Mark Zuckerberg Defends Facebook With 'The Facts' Op-Ed
Grow Your Business, Not Your Inbox
Despite seeing off Congress and the European Parliament, Mark Zuckerberg's Facebook apology tour shows no signs of stopping. His latest peace offering is a Wall Street Journal op-ed titled, "The Facts About Facebook." It sees him pausing to reflect on Facebook's past ahead of its 15th birthday -- "I built a service people could use to connect and learn about each other" -- before diving into a defence of its ad-targeting exploits.
The message remains the same: Zuck explains that Facebook is a free service and therefore it serves users "relevant ads" to make money, but never sells their data. This time, however, it's meant as much for Facebook's investors (who read the WSJ) as its users. It was only in November that Zuckerberg said he would not be stepping down as chairman of the social network. He was forced to make the statement in the wake of an explosive report that alleged, among other things, that Facebook knew of Russian activity on its site since 2016 (even though details of the campaign didn't come out till 2017).
Zuckerberg also reiterated that he isn't against Facebook being regulated, an idea that seemed to have bipartisan support during the Congress hearings. "Ultimately I believe the most important choices around data are transparency, choice and control," said the Facebook CEO. "We believe regulation that codifies these principles across the internet would be good for everyone."

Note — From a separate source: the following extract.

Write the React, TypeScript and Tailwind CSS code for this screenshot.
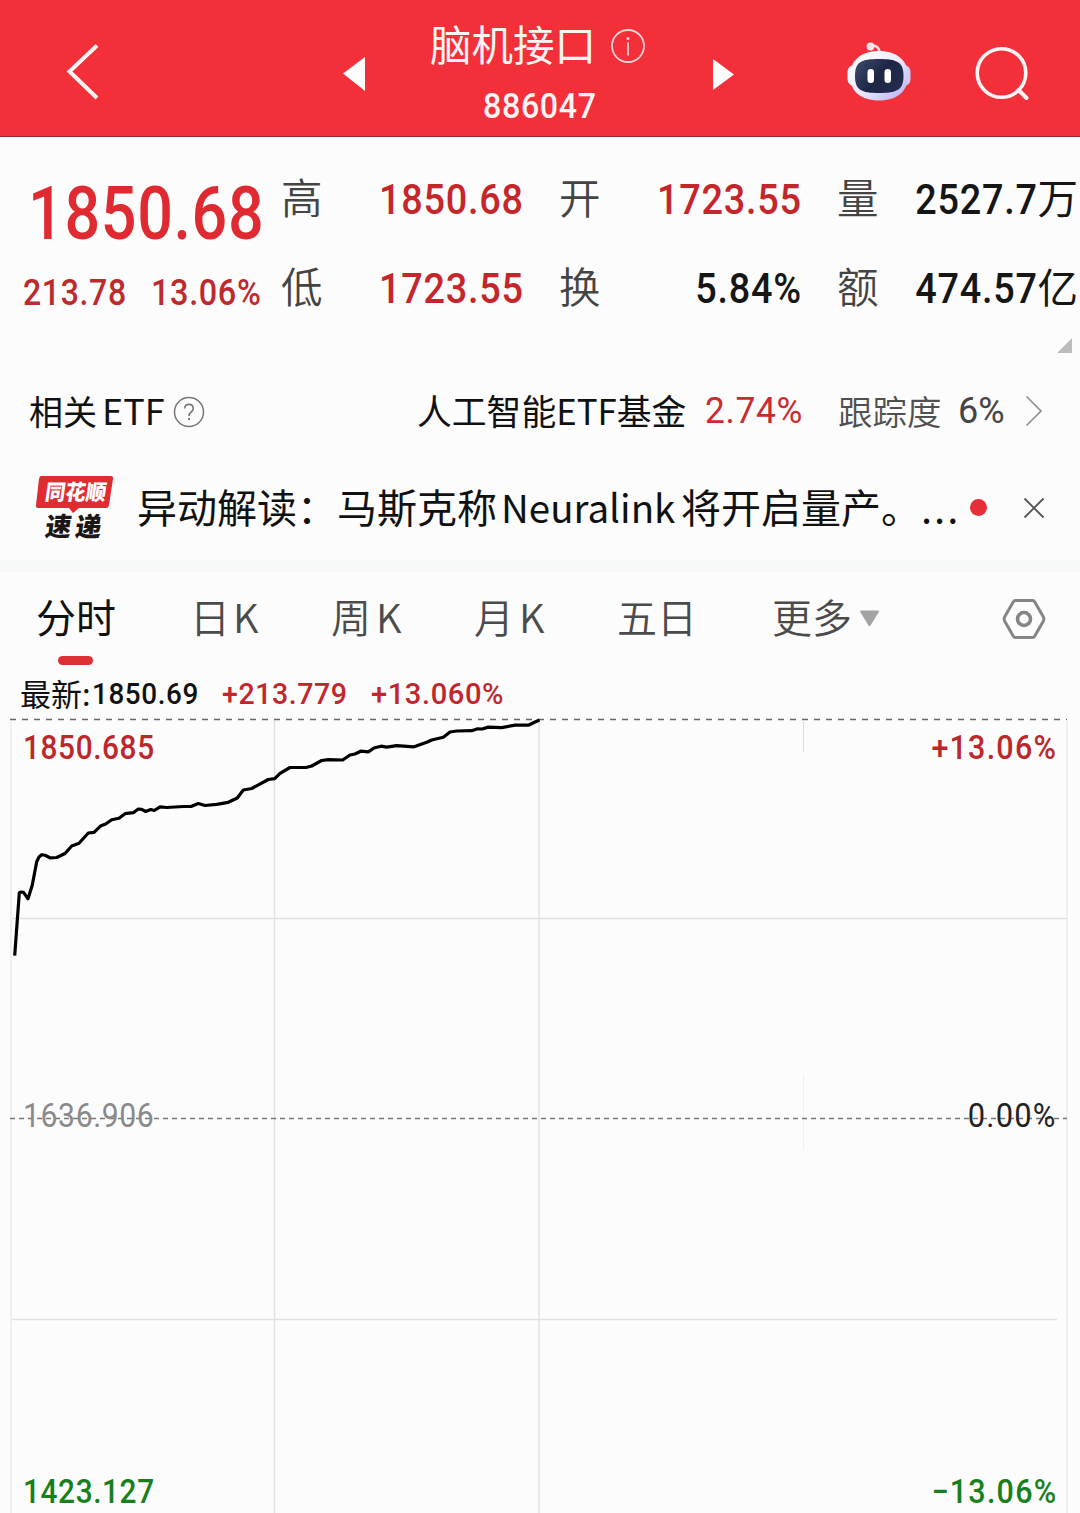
import type { ReactNode } from "react";

const linePoints =
  "14.7,955.7 19.3,893 21,892 23.5,892.3 28,898.8 32.3,885 36.7,861.7 39,857 41.7,854.7 45,855.3 50,857.8 56.7,857.5 65,853.5 71.7,846 79,843.3 88.3,833 94,832.3 101,825.7 105.7,824 111.7,819.7 119,818.3 125,813.7 133.3,812.7 138.3,809 141.7,809.3 145.7,811.5 150.7,809.5 154.3,810.5 160,806.9 166.7,807.5 183.3,806.5 191,806.5 198.3,803.5 205,805.5 216.7,804.3 228.3,802.3 237.3,798 243.3,790 251.7,788.5 268.3,779.5 274.7,778.6 280,773.3 290,767.5 306,767.5 311.7,766 321.7,760.5 328.3,759.7 342.7,760 350,755 355,754 360.7,751.2 368.3,751.8 374,748 381,746.2 386.7,747.2 396.7,745.7 414,746.8 426.7,742.3 431.7,740 443.3,737.3 450,732 456.7,731 471.7,730.7 477.7,728.8 482.3,729 488.3,727.1 501.7,727.6 515,725.1 528.3,725.2 535,722 539.5,720";

const cells = [
  [
    { label: "高", value: "1850.68", unit: "", red: true },
    { label: "低", value: "1723.55", unit: "", red: true },
  ],
  [
    { label: "开", value: "1723.55", unit: "", red: true },
    { label: "换", value: "5.84%", unit: "", red: false },
  ],
  [
    { label: "量", value: "2527.7", unit: "万", red: false },
    { label: "额", value: "474.57", unit: "亿", red: false },
  ],
];

// narrow digits: condensed horizontally, tracking opened up again
function Num({ className = "", children }: { className?: string; children: ReactNode }) {
  return (
    <span className={`inline-block font-[Roboto,sans-serif] whitespace-nowrap ${className}`}>
      {children}
    </span>
  );
}

function Robot() {
  return (
    <svg width="64" height="60" viewBox="0 0 64 60" fill="none">
      <defs>
        <linearGradient id="shell" x1="14" y1="10" x2="54" y2="58" gradientUnits="userSpaceOnUse">
          <stop stopColor="#ffffff" />
          <stop offset="0.5" stopColor="#ece9fd" />
          <stop offset="1" stopColor="#b9b4f3" />
        </linearGradient>
        <linearGradient id="visor" x1="12" y1="20" x2="50" y2="50" gradientUnits="userSpaceOnUse">
          <stop stopColor="#3a4668" />
          <stop offset="0.5" stopColor="#1d2644" />
          <stop offset="1" stopColor="#242c50" />
        </linearGradient>
      </defs>
      <path d="M24 4c5-1 8 1 9 7" stroke="#ffe3e6" strokeWidth="2.500" />
      <circle cx="23.500" cy="4.500" r="3.900" fill="#ffe3e6" />
      <rect x="0.500" y="23" width="14" height="21" rx="6.500" fill="#f5f3ff" />
      <rect x="49.500" y="23" width="14" height="21" rx="6.500" fill="#cfcbf8" />
      <path d="M32 9c18 0 29 9.500 29 25S50 58.500 32 58.500 3 49.500 3 34 14 9 32 9z" fill="url(#shell)" />
      <path d="M32 17c18 0 24.500 3 24.500 17S50 51 32 51 8 48 8 34s6-17 24-17z" fill="url(#visor)" />
      <rect x="20.500" y="27" width="6.500" height="14" rx="3.250" fill="#fff" />
      <rect x="37.500" y="27" width="6.500" height="14" rx="3.250" fill="#fff" />
    </svg>
  );
}

function Header() {
  return (
    <header className="flex h-[137px] items-start border-b border-[#8d2a31] bg-[#f32f39] text-[#fff4f4]">
      <svg className="mt-[43px] ml-[66px]" width="34" height="58" viewBox="0 0 34 58" fill="none">
        <path d="M31 2.500 3.500 28.500 31 55" stroke="currentColor" strokeWidth="4" />
      </svg>
      <svg className="mt-[57px] ml-[243px]" width="22" height="34" viewBox="0 0 22 34">
        <path d="M22 0v34L0 16.500z" fill="#fff" />
      </svg>
      <div className="ml-[65px] flex w-[218px] flex-col">
        <div className="mt-[16px] flex h-[54px] items-center">
          <span className="text-[41.5px] leading-[54px]">脑机接口</span>
          <svg className="mt-[6px] ml-[14px]" width="36" height="36" viewBox="0 0 36 36" fill="none">
            <circle cx="18" cy="18" r="16" stroke="#ffd5d7" strokeWidth="1.800" />
            <path d="M18 14.500v13" stroke="#ffd5d7" strokeWidth="1.800" />
            <circle cx="18" cy="10.500" r="1.500" fill="#ffd5d7" />
          </svg>
        </div>
        <Num className="mt-[17px] ml-[53px] origin-left scale-x-[0.92] text-[35px] leading-10 font-medium tracking-[0.02em]">
          886047
        </Num>
      </div>
      <svg className="mt-[59px] ml-[65px]" width="21" height="31" viewBox="0 0 21 31">
        <path d="M0 0v31l21-15.500z" fill="#fff" />
      </svg>
      <div className="mt-[42px] ml-[113px]">
        <Robot />
      </div>
      <svg className="mt-[46px] ml-[64px]" width="56" height="56" viewBox="0 0 56 56" fill="none">
        <circle cx="26.500" cy="27" r="24.300" stroke="currentColor" strokeWidth="3.600" />
        <path d="m43.500 44 8 8" stroke="currentColor" strokeWidth="4" strokeLinecap="round" />
      </svg>
    </header>
  );
}

function Quote() {
  return (
    <section className="flex h-[232px] flex-col">
      <div className="flex h-[201px]">
        <div className="w-[281px] shrink-0 pt-[40px] text-[#de2a30]">
          <Num className="ml-[28px] w-[253px] origin-left scale-x-[0.85] text-[74px] leading-[74px] font-medium tracking-[0.01em]">
            1850.68
          </Num>
          <div className="mt-[22px] flex text-[36px] leading-10 font-medium text-[#bd2a2e]">
            <Num className="ml-[23px] w-[128px] origin-left scale-x-[0.89] tracking-[0.02em]">213.78</Num>
            <Num className="origin-left scale-x-[0.9] tracking-[0.02em]">13.06%</Num>
          </div>
        </div>
        <div className="flex gap-[35px] pt-[18px]">
          {cells.map((column, i) => (
            <div key={i} className="w-[243px]">
              {column.map((c) => (
                <div
                  key={c.label}
                  className={`flex h-[89px] items-center text-[42.5px] leading-[48px] ${c.red ? "text-[#c5262b]" : "text-[#161616]"}`}
                >
                  <span className="mr-auto pb-[8px] text-[41.5px] font-[350] text-[#444]">{c.label}</span>
                  <Num className="origin-right scale-x-[0.89] font-medium tracking-[0.02em]">{c.value}</Num>
                  {c.unit && <span className="mr-[2px] pb-[5px] text-[40.5px]">{c.unit}</span>}
                </div>
              ))}
            </div>
          ))}
        </div>
      </div>
      <svg className="mr-2 ml-auto" width="15" height="15" viewBox="0 0 15 15">
        <path d="M15 0v15H0z" fill="#bdbdbd" />
      </svg>
    </section>
  );
}

function EtfRow() {
  return (
    <section className="flex h-[84px] items-center text-[34px] leading-[50px] text-[#111]">
      <span className="-mt-[2px] ml-[29px] w-[144px] whitespace-nowrap">
        相关<span className="ml-[5px] text-[36px]">ETF</span>
      </span>
      <svg className="mt-[1px]" width="32" height="32" viewBox="0 0 32 32" fill="none" stroke="#777">
        <circle cx="16" cy="16" r="14.500" strokeWidth="1.500" />
        <path d="M11.800 12.500c0-5.500 8.400-5.500 8.400 0 0 3.500-4.200 3.500-4.200 7.500" strokeWidth="1.600" />
        <path d="M16 22v2" strokeWidth="2" />
      </svg>
      <span className="-mt-[2px] ml-[212px] w-[288px] text-[34.8px] whitespace-nowrap">人工智能ETF基金</span>
      <Num className="w-[133px] origin-left scale-x-[0.98] text-[36px] tracking-[0.02em] text-[#cb2b30]">2.74%</Num>
      <span className="-mt-[2px] w-[120px] text-[34.5px] font-[350] whitespace-nowrap text-[#505050]">跟踪度</span>
      <Num className="w-[67px] origin-left text-[36px] text-[#444]">6%</Num>
      <svg width="18" height="32" viewBox="0 0 18 32" fill="none">
        <path d="M1.500 1.500 16 16 1.500 30.500" stroke="#909090" strokeWidth="1.700" />
      </svg>
    </section>
  );
}

function NewsRow() {
  return (
    <section className="flex h-[119px] items-start border-b-12 border-[#f7f9f9] text-[40px] leading-[56px] text-[#111]">
      <svg className="mt-[21px] ml-[35px]" width="80" height="84" viewBox="0 0 80 84">
        <path d="M6 2h70q2.500 0 2 3l-4 26q-.5 3-3 3H44l-6 5-4-5H3q-2.500 0-2-3L4 5q.5-3 2-3z" fill="#e02b32" />
        <g transform="skewX(-8)" fontFamily="'Noto Sans CJK SC', sans-serif" fontWeight="900">
          <text x="13" y="26.500" fontSize="21.500" textLength="61" lengthAdjust="spacingAndGlyphs" fill="#fff">
            同花顺
          </text>
          <text x="18" y="62" fontSize="26" textLength="56" fill="#1d1616">
            速递
          </text>
        </g>
      </svg>
      <div className="mt-[25px] ml-[22px] flex w-[833px] whitespace-nowrap">
        <span className="w-[364px]">异动解读：马斯克称</span>
        <span className="w-[180px] text-[38.5px]">Neuralink</span>
        <span>将开启量产。</span>
        <span className="tracking-[2px]">...</span>
      </div>
      <span className="mt-[46px] size-[17px] rounded-full bg-[#e62e38]" />
      <svg className="mt-[44px] ml-[36px]" width="22" height="22" viewBox="0 0 22 22">
        <path d="m1.500 1.500 19 19m0-19-19 19" stroke="#555" strokeWidth="1.800" />
      </svg>
    </section>
  );
}

function Tabs() {
  return (
    <nav className="flex h-[101px] items-start text-[40px] leading-[56px] font-[350] text-[#4b4b4b]">
      <div className="mt-[16px] ml-[36px] flex w-[154px] flex-col">
        <span className="font-normal text-[#111]">分时</span>
        <span className="mt-[12px] ml-[22px] h-[9px] w-[35px] rounded-full bg-[#dc3035]" />
      </div>
      <span className="mt-[16px] w-[141px]">日<span className="ml-[3px]">K</span></span>
      <span className="mt-[16px] w-[143px]">周<span className="ml-[5px]">K</span></span>
      <span className="mt-[16px] w-[143px]">月<span className="ml-[5px]">K</span></span>
      <span className="mt-[16px] w-[155px]">五日</span>
      <span className="mt-[16px] w-[87px]">更多</span>
      <svg className="mt-[38px]" width="21" height="17" viewBox="0 0 21 17">
        <path d="M2 .5h17q1.500 0 .8 1.500L11.500 15.500q-1 1.500-2 0L1.200 2Q.5.500 2 .500z" fill="#a3a3a3" />
      </svg>
      <svg className="mt-[26px] ml-[122px]" width="44" height="42" viewBox="0 0 44 42" fill="none" stroke="#858585">
        <path
          d="M13.500 2.500h17q1.500 0 2.300 1.500l8.600 15q1 2 0 4l-8.600 15q-.8 1.500-2.300 1.500h-17q-1.500 0-2.300-1.500L2.600 23q-1-2 0-4l8.600-15q.8-1.500 2.300-1.500z"
          strokeWidth="3"
        />
        <circle cx="22" cy="21" r="6.500" strokeWidth="3.600" />
      </svg>
    </nav>
  );
}

function Chart() {
  return (
    <section className="flex flex-col">
      <div className="flex h-[42px] items-center text-[30px] leading-[42px] text-[#c2262c]">
        <span className="-mt-[2px] ml-[20px] w-[72px] text-[31px] whitespace-nowrap text-[#111]">最新:</span>
        <Num className="w-[130px] origin-left scale-x-[0.93] font-medium tracking-[0.02em] text-[#111]">1850.69</Num>
        <Num className="w-[149px] origin-left scale-x-[0.95] font-medium tracking-[0.02em]">+213.779</Num>
        <Num className="origin-left scale-x-[0.97] font-medium tracking-[0.02em]">+13.060%</Num>
      </div>
      <div className="relative h-[798px]">
        <svg className="block" width="1080" height="798" viewBox="0 715 1080 798" fill="none">
          <path d="M11 722v791M1067 722v791" stroke="#f0f0f0" strokeWidth="2" />
          <path d="M274.500 720v793M539 720v793" stroke="#e2e2e2" strokeWidth="1.500" />
          <path d="M803.500 722v30" stroke="#dcdcdc" />
          <path d="M803.500 1075v75" stroke="#f0f0f0" />
          <path d="M12 918.500h1055M12 1319.500h1045" stroke="#e1e1e1" strokeWidth="1.300" />
          <path d="M10 719.500h1057" stroke="#6e6464" strokeWidth="1.500" strokeDasharray="6 6" />
          <path d="M10 1118.500h1057" stroke="#777" strokeWidth="1.500" strokeDasharray="5 4" />
          <polyline points={linePoints} stroke="#000" strokeWidth="3.200" strokeLinejoin="round" />
        </svg>
        <div className="absolute inset-x-0 top-[13px] flex justify-between px-[23px] text-[33.5px] leading-10 font-medium text-[#bb272b]">
          <Num className="origin-left scale-x-[0.89] tracking-[0.02em]">1850.685</Num>
          <Num className="origin-right scale-x-[0.91] tracking-[0.04em]">+13.06%</Num>
        </div>
        <div className="absolute inset-x-0 top-[381px] flex justify-between px-[23px] text-[33.5px] leading-10">
          <Num className="origin-left scale-x-[0.9] tracking-[0.02em] text-[#8a8a8a]">1636.906</Num>
          <Num className="origin-right scale-x-[0.92] tracking-[0.04em] text-[#222]">0.00%</Num>
        </div>
        <div className="absolute inset-x-0 top-[757px] flex justify-between px-[23px] text-[33.5px] leading-10 font-medium text-[#177f1b]">
          <Num className="origin-left scale-x-[0.89] tracking-[0.02em]">1423.127</Num>
          <Num className="origin-right scale-x-[0.91] tracking-[0.04em]">−13.06%</Num>
        </div>
      </div>
    </section>
  );
}

export default function App() {
  return (
    <main className="h-[1513px] w-[1080px] overflow-hidden bg-[#fcfcfc] font-['Noto_Sans_CJK_SC',sans-serif]">
      <Header />
      <Quote />
      <EtfRow />
      <NewsRow />
      <Tabs />
      <Chart />
    </main>
  );
}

He concludes by circling back to the benefits of Facebook's business model and how it empowers small businesses to reach more customers and create "millions of jobs" (another point that should go down well with investors and even lawmakers).
This probably won't be the last op-ed or interview we'll be treated to either. Facebook's manifold privacy scandals -- from the fake news crisis to Cambridge Analytica's wholesale data harvesting -- means the CEO is set to spend 2019 defending his company. Zuckerberg's next challenge? Explaining that potentially massive FTC fine that's apparently on the cards.